We can't drink our beer on a sandy beach like those that go to the U in Miami Florida. We can't play beer darts in January after golfing like those that go to ASU. We can't ever play beer pong outside like any other college student anywhere else, because Chicago is falsely labeled as "The Windy City" compared to Grand Forks.
So, we resort to drinking indoors six months out of the year at the wonderful establishments that understand our weekday struggles and our weekend aspirations.
1. O'really's has the best specials on Wednesdays, Thursdays, and Sundays
Ah, Oreally's. The Irish pub that is mostly inhabited by those who aren't a lick of Irish. UND student's know O'really's is the home to the twice a week tea party on Thursdays and Sundays. $1.50 long island teas doesn't quite have the same ring to it as dollar long island teas, but we will still fork out the extra money we should be spending on laundry day, to get a little bit tipsy (or a lot) midway through the week, or after a weekend full of far too much money being spent on alcohol.
So throw your reds in with your whites, wear your new favorite pink shirt downtown, and use those quarters you saved to buy yourself a long island tea after you finished cleaning your clothes. But, we all beg them to drop the price back down to $1. It makes it a little easier to double fist all night long, and it has a better ring to it.
Oh, and Wednesdays are meant for those that like the Irish part of O'really's. Irish music, Irish beer, and Irish whiskey are all the special pieces that make Wednesday nights a dream for those who don't have class early on Thursday mornings.
2. The layout of downtown bars is a blessing, especially for winter weather
Everyone has a bar they start at. Luckily, that bar is only 2 blocks away from everyone's end point. The bars everyone goes to are all spaced out within a 3 block walking distance. So each bar that you hop to is not very far away from the next bar you plan on going to.
A lot of people actually have a traditional bar hopping order as well.
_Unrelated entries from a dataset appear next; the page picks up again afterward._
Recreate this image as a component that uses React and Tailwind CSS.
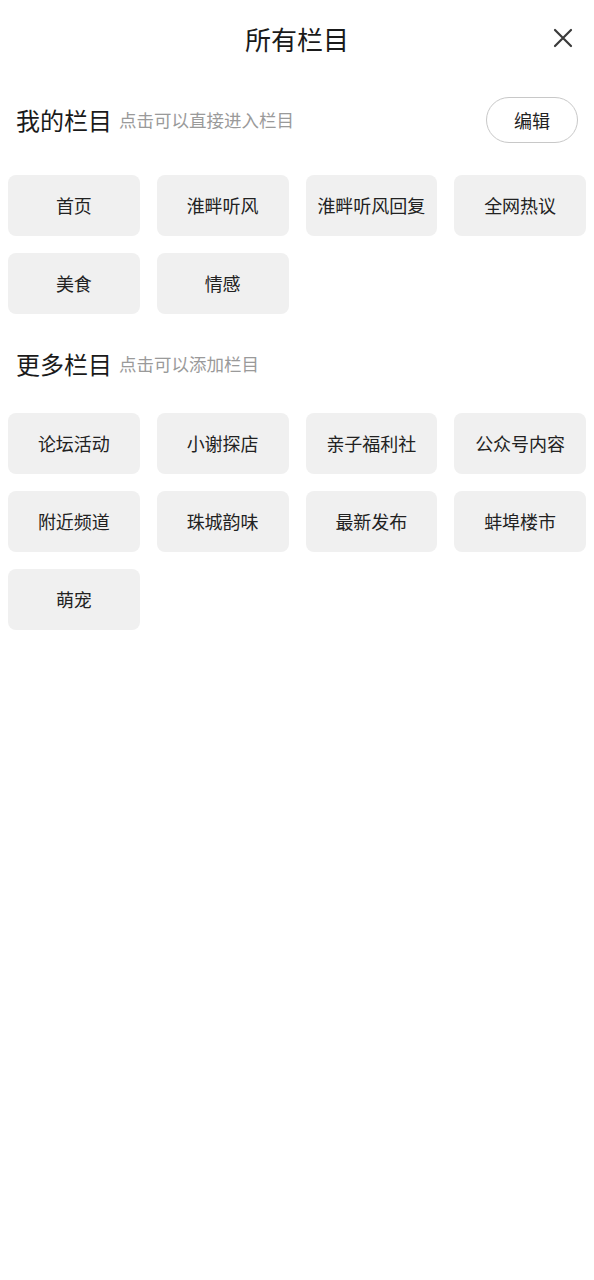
import React from 'react';

const myChannels = ['首页', '淮畔听风', '淮畔听风回复', '全网热议', '美食', '情感'];
const moreChannels = ['论坛活动', '小谢探店', '亲子福利社', '公众号内容', '附近频道', '珠城韵味', '最新发布', '蚌埠楼市', '萌宠'];

function Tile({ label }) {
  return (
    <div className="h-[61px] rounded-lg bg-[#f0f0f0] flex items-center justify-center text-[18px] text-[#222]">
      {label}
    </div>
  );
}

function TileGrid({ items }) {
  return (
    <div className="grid grid-cols-4 gap-x-[17px] gap-y-[17px] px-2">
      {items.map((item) => (
        <Tile key={item} label={item} />
      ))}
    </div>
  );
}

function SectionHeading({ title, hint, children }) {
  return (
    <div className="h-[46px] flex items-center justify-between pl-4 pr-4">
      <div className="flex items-center">
        <span className="text-[24px] text-[#1a1a1a] leading-none">{title}</span>
        <span className="ml-[7px] text-[17.5px] text-[#9a9a9a] leading-none">{hint}</span>
      </div>
      {children}
    </div>
  );
}

export default function App() {
  return (
    <div
      className="w-[594px] h-[1280px] bg-white"
      style={{ fontFamily: '"Noto Sans CJK SC", "Noto Sans", sans-serif' }}
    >
      {/* Header */}
      <div className="h-[80px] pb-[4px] grid grid-cols-[1fr_auto_1fr] items-center">
        <div />
        <h1 className="text-[26px] text-[#1a1a1a] font-normal">所有栏目</h1>
        <div className="flex justify-end pr-[21px]">
          <svg width="20" height="20" viewBox="0 0 20 20" fill="none" stroke="#3a3a3a" strokeWidth="2.2" strokeLinecap="round">
            <path d="M2 2 L18 18 M18 2 L2 18" />
          </svg>
        </div>
      </div>

      {/* My channels */}
      <div className="mt-[17px]">
        <SectionHeading title="我的栏目" hint="点击可以直接进入栏目">
          <button className="w-[92px] h-[46px] rounded-full border border-[#c8c8c8] text-[18px] text-[#222] flex items-center justify-center">
            编辑
          </button>
        </SectionHeading>
      </div>
      <div className="mt-[32px]">
        <TileGrid items={myChannels} />
      </div>

      {/* More channels */}
      <div className="mt-[27px]">
        <SectionHeading title="更多栏目" hint="点击可以添加栏目" />
      </div>
      <div className="mt-[26px]">
        <TileGrid items={moreChannels} />
      </div>
    </div>
  );
}
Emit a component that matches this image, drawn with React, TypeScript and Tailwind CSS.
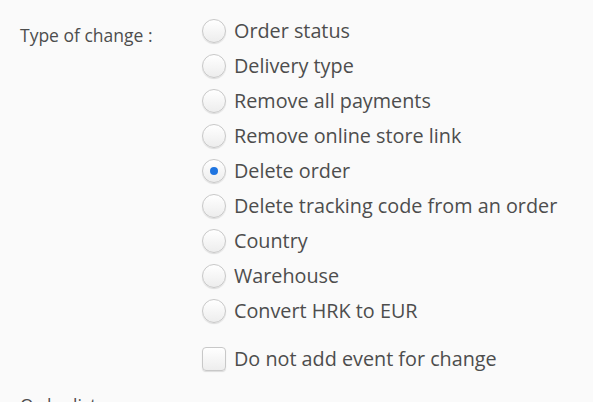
const OPTIONS = [
  "Order status",
  "Delivery type",
  "Remove all payments",
  "Remove online store link",
  "Delete order",
  "Delete tracking code from an order",
  "Country",
  "Warehouse",
  "Convert HRK to EUR",
];

function Radio({ checked }: { checked: boolean }) {
  return (
    <span className="flex h-6 w-6 shrink-0 items-center justify-center rounded-full border border-[#c8c8c8] bg-gradient-to-b from-white to-[#ededed] shadow-[0_1px_1px_rgba(0,0,0,0.12)]">
      {checked && <span className="h-2 w-2 rounded-full bg-[#1e74e0]" />}
    </span>
  );
}

export default function App() {
  const selected = 4;
  return (
    <div
      className="h-[402px] w-[593px] overflow-hidden bg-[#fafafa] text-[#4d4d4d]"
      style={{ fontFamily: '"Open Sans", "Liberation Sans", sans-serif' }}
    >
      <div className="flex pt-[13px]">
        <div className="w-[202px] shrink-0 pl-5 pt-[12px] text-[17.5px] leading-5">Type of change :</div>
        <div className="flex flex-col">
          {OPTIONS.map((o, i) => (
            <label key={o} className="flex h-[35px] items-center gap-2 text-[19.8px]">
              <Radio checked={i === selected} />
              <span>{o}</span>
            </label>
          ))}
          <label className="mt-[13px] flex h-[35px] items-center gap-2 text-[19.8px]">
            <span className="h-6 w-6 shrink-0 rounded-[4px] border border-[#c8c8c8] bg-gradient-to-b from-white to-[#ededed] shadow-[0_1px_1px_rgba(0,0,0,0.12)]" />
            <span>Do not add event for change</span>
          </label>
        </div>
      </div>
      <div className="pl-5 pt-[19px] text-[17.5px] leading-5">Order list</div>
    </div>
  );
}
For mine, I usually start at Bonzers, promptly make my way down the street to the loft, then meander my way around the corner to O'really's. From there, I'll either attempt to cross the street to Brick & Barley's or end up crawling, stumbling, or tight-roping my way to good ol' Joe Blacks. Either way, I always end at Joe Blacks. Just like everyone else.
3. Your mamma was right, nothing good ever happens after midnight, especially at Joe Blacks
You end your night at Joe Blacks. It's an unwritten rule - everyone that is hammered usually gallivants their way on the sidewalks of 3rd street, all the way down to Joe Blacks after midnight.
Oh, the things you will see at Joe Blacks on any given Friday or Saturday night. 95% of the 21 and over UND community, that participates in downtown festivities, has a story or two about late-night Joe Blacks binges. We love the place. It's a reunion spot for absolutely every college kid that goes downtown.
Most of the time, it's where you'll find your friend that went a little too far during the pregame party and somehow convinced everyone it was a good idea to let them go downtown. It's a magical place full of people. Do not take it lightly when I say "full." Most of the time, it takes you forever to get from the door to the bathroom, or from the bathroom to the bar.
4. The Parrot's Cay has the absolute best chicken wings — but reader beware, if you aren't 21, I wouldn't dare
The closest thing any of us will get to a beach or even an ocean atmosphere during the semester is The Parrot's Cay. The wings will make you never want to go to Buffalo Wild Wings ever again. Especially because the price of a full order of wings and a pitcher of beer on Wednesday and Thursday nights is only 16 dollars. A little more than the laundry money spoke of earlier, but it's well worth it for the amazing wings and ale you're consuming in return.
However, if you even think you can get away with using a fake ID, don't do it at the Cay. The guy that seems to always be the one checking identification examines it like a hawk for a good amount of time, long enough to make you almost want to confess if you're using a fake; he is on par with an actual ID scanner, in my opinion. Just do yourself a favor, and don't even try.
5. You can try take away Springfest from UND, but you'll never be able to REALLY take Springest away from UND
The Saturday after reading and review day, of the spring semester, is by far the most fun-filled day you will have while binge drinking in college, mainly because you're doing everything but reading and reviewing for finals during that weekend. Freshman experiencing it for the first time will be sad after it passes on their final spring semester.
Some kids purposely graduate in the spring to take part in it. Some kids plan their schedule around it. Some kids will mark it on their calendar and have countdowns for it. After being pent up indoors, it's finally nice enough to go outside, play beer darts, walk all the way down University, and just socialize outdoors with a beer in hand. Just be careful to stay on private property. UPD will bust you if you have alcohol on public property.